The second term above is invariant for rigid body motions and zero for an uniaxial stretch. Hence, we are left with just a rotation term. This is why the quantity ${\displaystyle {\boldsymbol {w}}}$ is called a spin.

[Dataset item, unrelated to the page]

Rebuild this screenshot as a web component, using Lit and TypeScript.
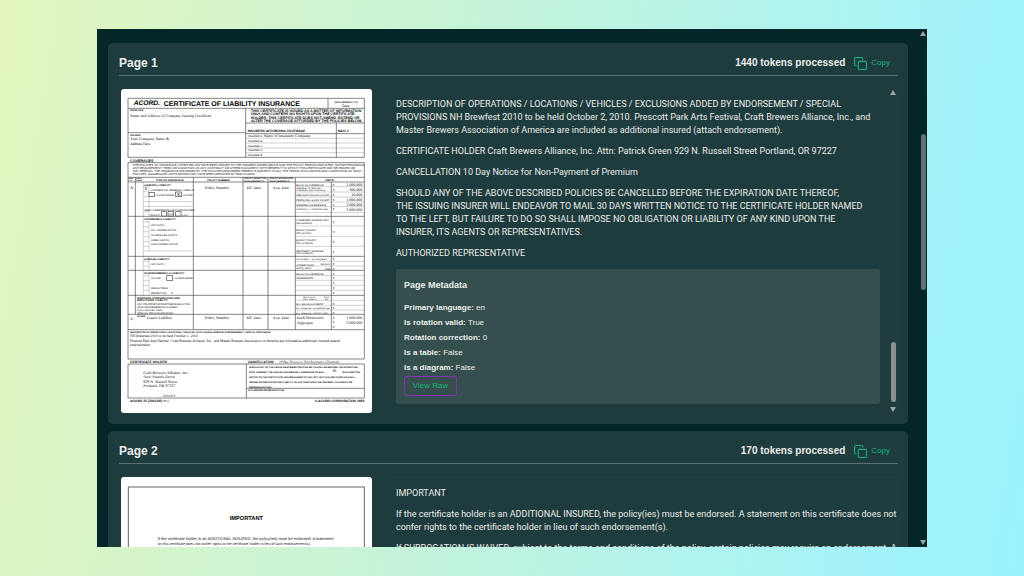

The spin tensor is a skew-symmetric tensor and has an associated axial vector ${\displaystyle {\boldsymbol {\omega }}}$ (also called the angular velocity vector) whose components are given by

${\displaystyle {\boldsymbol {\omega }}={\begin{bmatrix}w_{1}\\w_{2}\\w_{3}\end{bmatrix}}}$

where

${\displaystyle \mathbf {w} ={\begin{bmatrix}0&-w_{3}&w_{2}\\w_{3}&0&-w_{1}\\-w_{2}&w_{1}&0\end{bmatrix}}}$

The spin tensor and its associated axial vector appear in a number of modern numerical algorithms.

Rate of change of volume

Recall that

${\displaystyle dv=J~dV\qquad {\text{where}}~J=\det {\boldsymbol {F}}}$

Therefore, taking the material time derivative of ${\displaystyle dv}$ (keeping ${\displaystyle \mathbf {X} }$ fixed), we have

${\displaystyle {\cfrac {d}{dt}}(dv)={\dot {J}}~dV={\cfrac {\dot {J}}{J}}~dv}$

At this stage we invoke the following result from tensor calculus:

If ${\displaystyle {\boldsymbol {A}}}$ is an invertible tensor which depends on ${\displaystyle t}$ then

${\displaystyle {\cfrac {d}{dt}}(\det {\boldsymbol {A}})=(\det {\boldsymbol {A}})~{\text{tr}}\left({\cfrac {d{\boldsymbol {A}}}{dt}}\cdot {\boldsymbol {A}}^{-1}\right)}$

In the case where ${\displaystyle {\boldsymbol {A}}={\boldsymbol {F}},~J=\det {\boldsymbol {F}}}$ we have

${\displaystyle {\cfrac {d}{dt}}(J)=J~{\text{tr}}\left({\dot {\boldsymbol {F}}}\cdot {\boldsymbol {F}}^{-1}\right)}$

or,

${\displaystyle {\dot {J}}=J~{\text{tr}}({\boldsymbol {l}})=J~{\text{tr}}(\mathbf {d} )}$

Therefore,

${\displaystyle {\cfrac {d}{dt}}(dv)={\text{tr}}(\mathbf {d} )~dv}$

Alternatively, we can also write

${\displaystyle {\dot {J}}={\frac {1}{2}}~J~{\boldsymbol {C}}^{-1}:{\dot {\boldsymbol {C}}}}$

These relations are of immense use in numerical algorithms - particularly those which involved incompressible behavior, i.e., when ${\displaystyle {\dot {J}}=0}$.